# Source excerpt
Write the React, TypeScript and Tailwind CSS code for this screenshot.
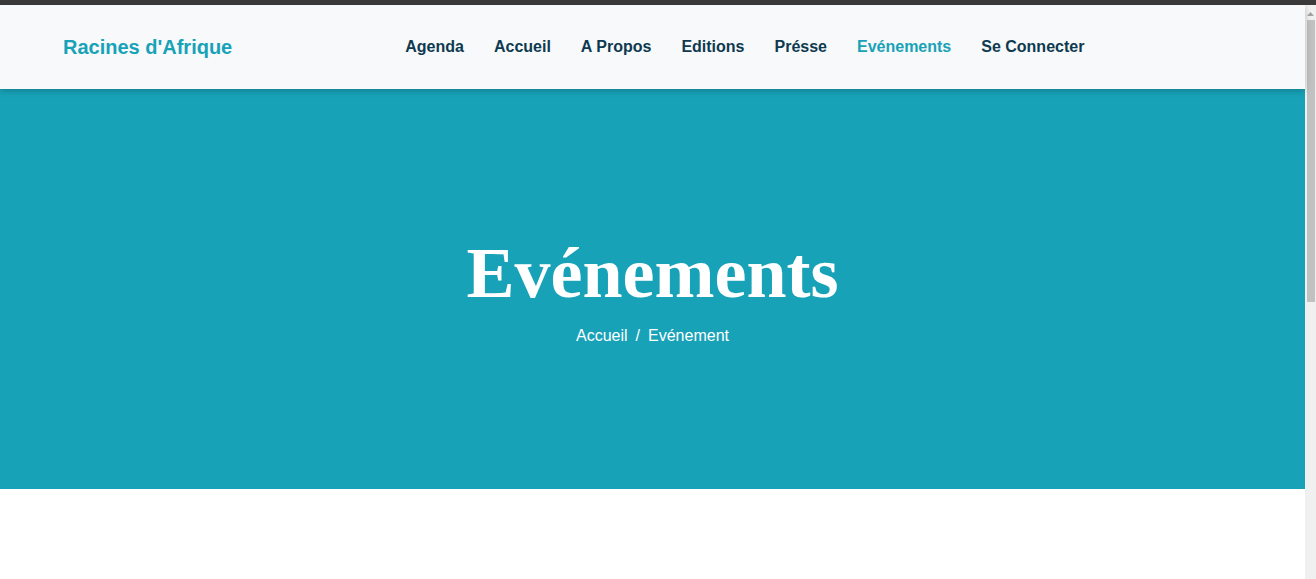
import React from "react";

const links = ["Agenda", "Accueil", "A Propos", "Editions", "Présse", "Evénements", "Se Connecter"];

export default function App() {
  return (
    <div className="flex h-[579px] flex-col overflow-hidden bg-white font-['Liberation_Sans',Arial,sans-serif]">
      <div className="h-[5px] shrink-0 bg-[#3b3b3b]" />
      <div className="flex min-h-0 flex-1">
        <div className="flex min-w-0 flex-1 flex-col">
          <header className="relative z-10 flex h-[84px] shrink-0 items-center bg-[#f8f9fa] pl-[63px] shadow-[0_2px_6px_rgba(0,0,0,0.22)]">
            <a className="text-[20px] font-bold leading-none text-[#17a2b8]">Racines d&apos;Afrique</a>
            <nav className="ml-[173px] flex items-center gap-[30px]">
              {links.map((l) => (
                <a
                  key={l}
                  className={
                    l === "Evénements"
                      ? "text-[16px] font-bold text-[#17a2b8]"
                      : "text-[16px] font-bold text-[#0e3a50]"
                  }
                >
                  {l}
                </a>
              ))}
            </nav>
          </header>

          <section className="flex h-[400px] shrink-0 flex-col items-center justify-center bg-[#18a2b8] text-white">
            <h1 className="mb-[8px] font-['Liberation_Serif',serif] text-[72px] font-bold leading-[86px]">
              Evénements
            </h1>
            <ol className="flex text-[16px] leading-6">
              <li>Accueil</li>
              <li className="pl-2 before:pr-2 before:content-['/']">Evénement</li>
            </ol>
          </section>

          <div className="flex-1 bg-white" />
        </div>

        {/* fake scrollbar */}
        <div className="flex w-[11px] shrink-0 flex-col bg-[#f0f0f0]">
          <div className="flex h-[15px] items-center justify-center pt-[2px]">
            <svg width="7" height="4" viewBox="0 0 7 4">
              <path d="M3.5 0 L7 4 L0 4 Z" fill="#a3a3a3" />
            </svg>
          </div>
          <div className="ml-[2px] mr-[1px] h-[282px] bg-[#c1c1c1]" />
        </div>
      </div>
    </div>
  );
}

# What is expected
What is the number of lines above that contain "React"? Answer with that number only.

# Output for this task
2